EddieJayonCrypto

 15 Apr 25

tl;dr

Despite the delisting of Tornado Cash smart contracts by the US Treasury Department’s Office of Foreign Assets Control (OFAC) in March, developers and operators of decentralized privacy protocols remain at risk of US sanctions enforcement. A recent report highlights that although the Fifth Circuit C...

Despite the US Treasury Department’s Office of Foreign Assets Control (OFAC) delisting Tornado Cash smart contracts in March, developers and operators of decentralized privacy protocols continue to face the threat of sanctions enforcement under the Treasury’s broad authority.


A recent report highlights that while the Fifth Circuit Court of Appeals ruled that Tornado Cash’s immutable smart contracts do not qualify as property under the International Emergency Economic Powers Act (IEEPA), OFAC retains the power to sanction mutable protocols and their developers. This was exemplified by OFAC’s ongoing sanctions against Tornado Cash co-founder Roman Semenov, citing alleged indirect assistance to North Korea.

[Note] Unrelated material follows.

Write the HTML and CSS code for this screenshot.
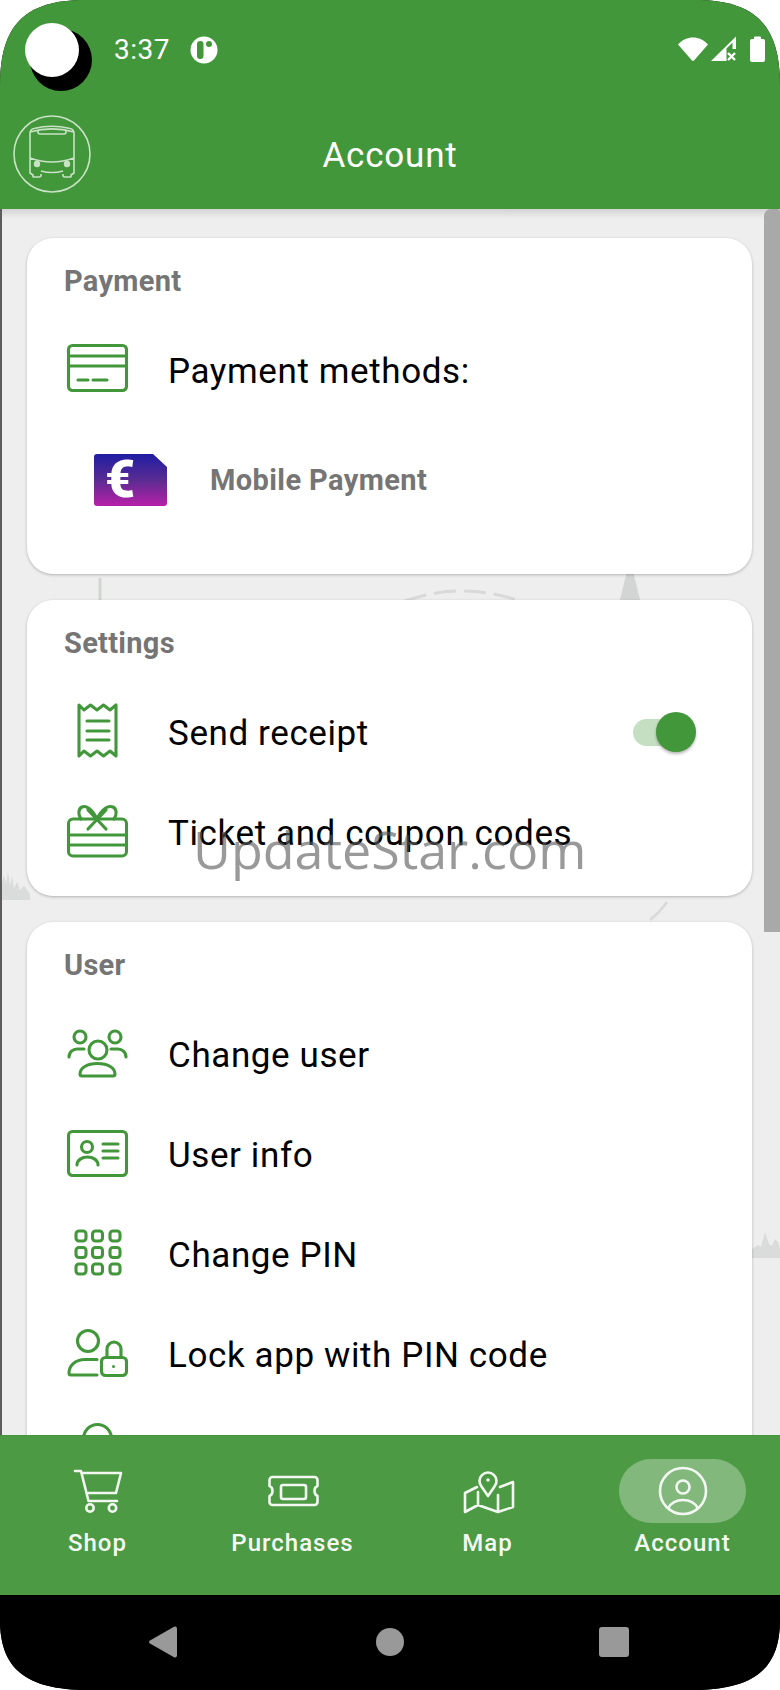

The Treasury’s enforcement strategy extends liability to developers based on the downstream use of their software by sanctioned entities, despite a lack of clear legal guidelines on liability thresholds. This approach places creators of privacy tools in a regulatory gray zone, with the risk of sanctions and criminal charges hinging on how their technology is used rather than intent.


The report also reveals ambiguity in OFAC’s designation standards, especially regarding decentralized software and anonymous users. The broad scope of cyber-enabled threat and North Korea sanctions leaves unclear how OFAC differentiates legal frameworks or defines “support” for illicit activities.


Although Tornado Cash’s smart contracts were removed from the Specially Designated Nationals list, OFAC framed this as a discretionary move without admitting fault or limiting its regulatory reach, preserving the ability to reimpose sanctions if circumstances change.


The final court ruling is still pending, with possible wide-reaching implications for future sanctions on decentralized finance (DeFi) protocols. Meanwhile, privacy tool developers operate amid legal uncertainty, as enforcement actions may focus more on perceived use cases of their software than clear legal boundaries.